### Information shown ###
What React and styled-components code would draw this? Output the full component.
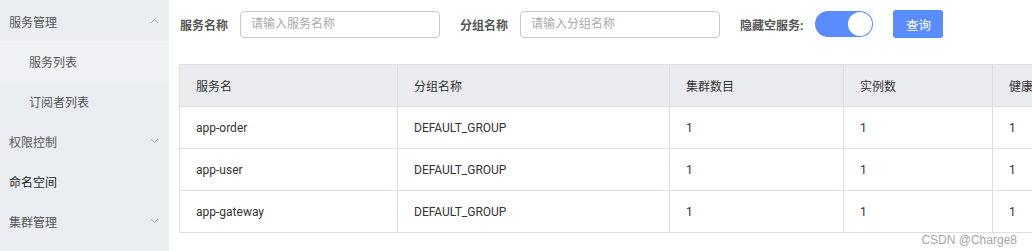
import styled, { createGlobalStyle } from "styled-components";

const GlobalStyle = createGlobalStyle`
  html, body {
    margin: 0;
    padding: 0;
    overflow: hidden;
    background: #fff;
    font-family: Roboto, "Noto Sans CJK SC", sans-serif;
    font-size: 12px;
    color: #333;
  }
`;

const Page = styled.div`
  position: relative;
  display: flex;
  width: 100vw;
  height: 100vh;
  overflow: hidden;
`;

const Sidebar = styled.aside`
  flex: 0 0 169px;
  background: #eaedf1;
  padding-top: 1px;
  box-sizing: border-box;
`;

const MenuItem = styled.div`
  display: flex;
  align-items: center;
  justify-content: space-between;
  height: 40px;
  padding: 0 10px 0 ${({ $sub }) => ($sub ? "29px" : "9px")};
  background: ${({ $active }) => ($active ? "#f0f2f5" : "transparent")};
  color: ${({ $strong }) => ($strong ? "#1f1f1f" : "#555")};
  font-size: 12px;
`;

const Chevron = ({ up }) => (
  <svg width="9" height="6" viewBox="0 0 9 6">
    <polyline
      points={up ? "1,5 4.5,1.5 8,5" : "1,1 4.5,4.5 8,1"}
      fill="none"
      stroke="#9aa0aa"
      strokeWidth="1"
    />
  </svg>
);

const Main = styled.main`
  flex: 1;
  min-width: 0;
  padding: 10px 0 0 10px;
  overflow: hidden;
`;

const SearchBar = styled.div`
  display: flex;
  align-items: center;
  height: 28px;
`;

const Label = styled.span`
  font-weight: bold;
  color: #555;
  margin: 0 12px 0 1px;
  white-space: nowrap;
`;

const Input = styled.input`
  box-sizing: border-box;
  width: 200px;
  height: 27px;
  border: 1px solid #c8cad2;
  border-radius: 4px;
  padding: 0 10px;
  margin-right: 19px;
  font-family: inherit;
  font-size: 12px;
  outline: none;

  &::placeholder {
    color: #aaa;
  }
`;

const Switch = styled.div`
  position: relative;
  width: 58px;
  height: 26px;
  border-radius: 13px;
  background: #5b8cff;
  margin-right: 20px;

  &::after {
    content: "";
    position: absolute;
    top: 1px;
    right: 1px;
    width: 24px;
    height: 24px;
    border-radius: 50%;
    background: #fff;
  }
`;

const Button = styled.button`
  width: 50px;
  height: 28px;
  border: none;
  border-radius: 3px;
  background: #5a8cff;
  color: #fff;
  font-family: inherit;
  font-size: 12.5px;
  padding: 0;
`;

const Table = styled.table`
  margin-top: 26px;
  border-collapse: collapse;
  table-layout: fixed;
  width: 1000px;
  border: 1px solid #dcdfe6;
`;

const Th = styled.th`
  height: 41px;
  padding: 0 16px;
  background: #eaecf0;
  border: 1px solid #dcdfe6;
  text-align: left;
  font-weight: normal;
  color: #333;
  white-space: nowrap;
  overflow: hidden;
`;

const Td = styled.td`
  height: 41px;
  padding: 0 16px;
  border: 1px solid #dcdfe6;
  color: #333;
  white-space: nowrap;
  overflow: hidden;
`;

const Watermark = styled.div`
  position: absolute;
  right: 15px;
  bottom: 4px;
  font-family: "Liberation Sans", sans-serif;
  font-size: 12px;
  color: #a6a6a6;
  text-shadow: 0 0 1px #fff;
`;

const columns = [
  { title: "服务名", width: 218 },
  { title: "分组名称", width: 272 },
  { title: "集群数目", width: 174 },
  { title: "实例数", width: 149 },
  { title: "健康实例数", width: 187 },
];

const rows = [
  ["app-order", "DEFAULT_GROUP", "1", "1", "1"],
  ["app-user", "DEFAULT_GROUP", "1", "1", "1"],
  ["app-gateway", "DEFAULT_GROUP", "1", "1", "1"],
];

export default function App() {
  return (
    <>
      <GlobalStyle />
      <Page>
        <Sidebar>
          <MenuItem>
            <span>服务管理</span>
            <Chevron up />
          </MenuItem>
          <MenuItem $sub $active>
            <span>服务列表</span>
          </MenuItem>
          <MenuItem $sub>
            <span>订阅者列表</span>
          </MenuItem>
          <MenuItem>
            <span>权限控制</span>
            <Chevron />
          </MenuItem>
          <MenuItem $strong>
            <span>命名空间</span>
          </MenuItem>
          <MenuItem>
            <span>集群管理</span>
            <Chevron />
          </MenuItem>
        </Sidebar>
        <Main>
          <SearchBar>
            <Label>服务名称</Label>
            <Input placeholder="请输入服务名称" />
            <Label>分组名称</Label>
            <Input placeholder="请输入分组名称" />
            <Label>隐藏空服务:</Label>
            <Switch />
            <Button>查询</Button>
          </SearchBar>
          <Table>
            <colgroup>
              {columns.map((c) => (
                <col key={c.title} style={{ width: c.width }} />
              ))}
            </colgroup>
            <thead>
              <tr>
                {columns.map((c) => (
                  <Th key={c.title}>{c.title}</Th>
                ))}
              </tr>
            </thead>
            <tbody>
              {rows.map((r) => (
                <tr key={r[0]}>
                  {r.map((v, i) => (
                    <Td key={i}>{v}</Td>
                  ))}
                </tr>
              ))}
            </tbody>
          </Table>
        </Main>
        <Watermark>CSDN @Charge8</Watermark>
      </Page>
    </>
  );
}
###
_Required task_.
Reproduce the material above verbatim; omit every picture.

_Exercise response_.
What React and styled-components code would draw this? Output the full component.
import styled, { createGlobalStyle } from "styled-components";

const GlobalStyle = createGlobalStyle`
  html, body {
    margin: 0;
    padding: 0;
    overflow: hidden;
    background: #fff;
    font-family: Roboto, "Noto Sans CJK SC", sans-serif;
    font-size: 12px;
    color: #333;
  }
`;

const Page = styled.div`
  position: relative;
  display: flex;
  width: 100vw;
  height: 100vh;
  overflow: hidden;
`;

const Sidebar = styled.aside`
  flex: 0 0 169px;
  background: #eaedf1;
  padding-top: 1px;
  box-sizing: border-box;
`;

const MenuItem = styled.div`
  display: flex;
  align-items: center;
  justify-content: space-between;
  height: 40px;
  padding: 0 10px 0 ${({ $sub }) => ($sub ? "29px" : "9px")};
  background: ${({ $active }) => ($active ? "#f0f2f5" : "transparent")};
  color: ${({ $strong }) => ($strong ? "#1f1f1f" : "#555")};
  font-size: 12px;
`;

const Chevron = ({ up }) => (
  <svg width="9" height="6" viewBox="0 0 9 6">
    <polyline
      points={up ? "1,5 4.5,1.5 8,5" : "1,1 4.5,4.5 8,1"}
      fill="none"
      stroke="#9aa0aa"
      strokeWidth="1"
    />
  </svg>
);

const Main = styled.main`
  flex: 1;
  min-width: 0;
  padding: 10px 0 0 10px;
  overflow: hidden;
`;

const SearchBar = styled.div`
  display: flex;
  align-items: center;
  height: 28px;
`;

const Label = styled.span`
  font-weight: bold;
  color: #555;
  margin: 0 12px 0 1px;
  white-space: nowrap;
`;

const Input = styled.input`
  box-sizing: border-box;
  width: 200px;
  height: 27px;
  border: 1px solid #c8cad2;
  border-radius: 4px;
  padding: 0 10px;
  margin-right: 19px;
  font-family: inherit;
  font-size: 12px;
  outline: none;

  &::placeholder {
    color: #aaa;
  }
`;

const Switch = styled.div`
  position: relative;
  width: 58px;
  height: 26px;
  border-radius: 13px;
  background: #5b8cff;
  margin-right: 20px;

  &::after {
    content: "";
    position: absolute;
    top: 1px;
    right: 1px;
    width: 24px;
    height: 24px;
    border-radius: 50%;
    background: #fff;
  }
`;

const Button = styled.button`
  width: 50px;
  height: 28px;
  border: none;
  border-radius: 3px;
  background: #5a8cff;
  color: #fff;
  font-family: inherit;
  font-size: 12.5px;
  padding: 0;
`;

const Table = styled.table`
  margin-top: 26px;
  border-collapse: collapse;
  table-layout: fixed;
  width: 1000px;
  border: 1px solid #dcdfe6;
`;

const Th = styled.th`
  height: 41px;
  padding: 0 16px;
  background: #eaecf0;
  border: 1px solid #dcdfe6;
  text-align: left;
  font-weight: normal;
  color: #333;
  white-space: nowrap;
  overflow: hidden;
`;

const Td = styled.td`
  height: 41px;
  padding: 0 16px;
  border: 1px solid #dcdfe6;
  color: #333;
  white-space: nowrap;
  overflow: hidden;
`;

const Watermark = styled.div`
  position: absolute;
  right: 15px;
  bottom: 4px;
  font-family: "Liberation Sans", sans-serif;
  font-size: 12px;
  color: #a6a6a6;
  text-shadow: 0 0 1px #fff;
`;

const columns = [
  { title: "服务名", width: 218 },
  { title: "分组名称", width: 272 },
  { title: "集群数目", width: 174 },
  { title: "实例数", width: 149 },
  { title: "健康实例数", width: 187 },
];

const rows = [
  ["app-order", "DEFAULT_GROUP", "1", "1", "1"],
  ["app-user", "DEFAULT_GROUP", "1", "1", "1"],
  ["app-gateway", "DEFAULT_GROUP", "1", "1", "1"],
];

export default function App() {
  return (
    <>
      <GlobalStyle />
      <Page>
        <Sidebar>
          <MenuItem>
            <span>服务管理</span>
            <Chevron up />
          </MenuItem>
          <MenuItem $sub $active>
            <span>服务列表</span>
          </MenuItem>
          <MenuItem $sub>
            <span>订阅者列表</span>
          </MenuItem>
          <MenuItem>
            <span>权限控制</span>
            <Chevron />
          </MenuItem>
          <MenuItem $strong>
            <span>命名空间</span>
          </MenuItem>
          <MenuItem>
            <span>集群管理</span>
            <Chevron />
          </MenuItem>
        </Sidebar>
        <Main>
          <SearchBar>
            <Label>服务名称</Label>
            <Input placeholder="请输入服务名称" />
            <Label>分组名称</Label>
            <Input placeholder="请输入分组名称" />
            <Label>隐藏空服务:</Label>
            <Switch />
            <Button>查询</Button>
          </SearchBar>
          <Table>
            <colgroup>
              {columns.map((c) => (
                <col key={c.title} style={{ width: c.width }} />
              ))}
            </colgroup>
            <thead>
              <tr>
                {columns.map((c) => (
                  <Th key={c.title}>{c.title}</Th>
                ))}
              </tr>
            </thead>
            <tbody>
              {rows.map((r) => (
                <tr key={r[0]}>
                  {r.map((v, i) => (
                    <Td key={i}>{v}</Td>
                  ))}
                </tr>
              ))}
            </tbody>
          </Table>
        </Main>
        <Watermark>CSDN @Charge8</Watermark>
      </Page>
    </>
  );
}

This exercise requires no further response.